Your employees deal with food waste in both the dining room and the kitchen, so it is important that both kitchen and front-of-house staff are trained to minimize common mistakes and correctly report wastage. Implementing a culture of waste monitoring with your employees will encourage staff members to report more detailed waste data. It will also discourage employee theft by clarifying that all inventory, both raw and prepared, is regularly being accounted for.
Once you track your food waste, it’s time to start looking for trends. Perhaps you’ve noticed a dish that consistently returns to the kitchen partially uneaten. Whether it’s the half-eaten pancake or the piles of untouched fries which you end up throwing out, your customers are telling you something about portion size.
With a good restaurant management solution, you can easily adjust your recipes and optimize ingredients and quantities. If your dessert portions are too generous, you could consider getting twelve slices instead of ten from each cake, reducing the amount of whipped cream, or making your cupcakes slightly smaller. The difference might seem tiny at first, but by the end of the month those ounces will add up to savings. By keeping an eye on your waste and adjusting portions accordingly, you’ll produce profit-making dishes, and will have satisfied customers cleaning their plates.
3. Engineer your menu to perfection
Menu engineering is the process of finding the perfect balance of popular low- and high-cost food items. It’s an ongoing practice that uses key performance indicators (KPIs) to help you make data-driven decisions that ensure meals are popular and profit-making.
If you are using a restaurant management system that gives you real-time business information, you can keep track of your KPIs and see how well your business is performing relative to established targets at all times.
Use the system to break down the data and see how many times a dish has been ordered, what it costs to produce, and what kind of profit it brings in. By tracking KPIs such as average contribution margins and food cost percentages, you can see how a dish compares to the average profit margin of similar menu items.

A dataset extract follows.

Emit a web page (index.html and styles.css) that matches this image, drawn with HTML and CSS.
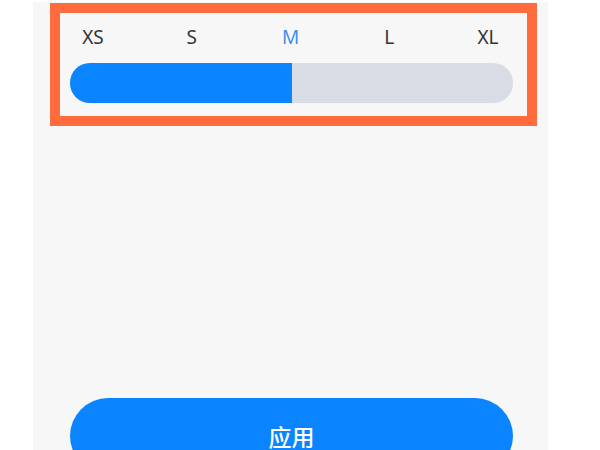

Once you have this information, you need to decide which dishes should be kept in your menu, and which ones you should rather replace or discard.
Do you have a menu item that is significantly below the average margin and sells poorly? That should probably go. Is there a popular dish that is slightly below the average margin? Check if it will stay popular even with slightly higher prices. Do you have a low-selling but high-profit dish? Promote it by giving it top center placement on the menu, and remind your servers to suggest it to guests when applicable.
As you calibrate your menu for maximum profitability and customer satisfaction, you will also be adjusting your inventory. Why order bags of live clams when they require careful handling, have a short shelf life, and aren’t frequently ordered? Save yourself both time and money: remove them from your menu and your inventory.
Controlling food costs while providing consistently great meals is essential to your restaurant’s long-term profitability. While it used to require a time-consuming process of manual reporting and calculating, today technology can help you refine your processes and cut costs.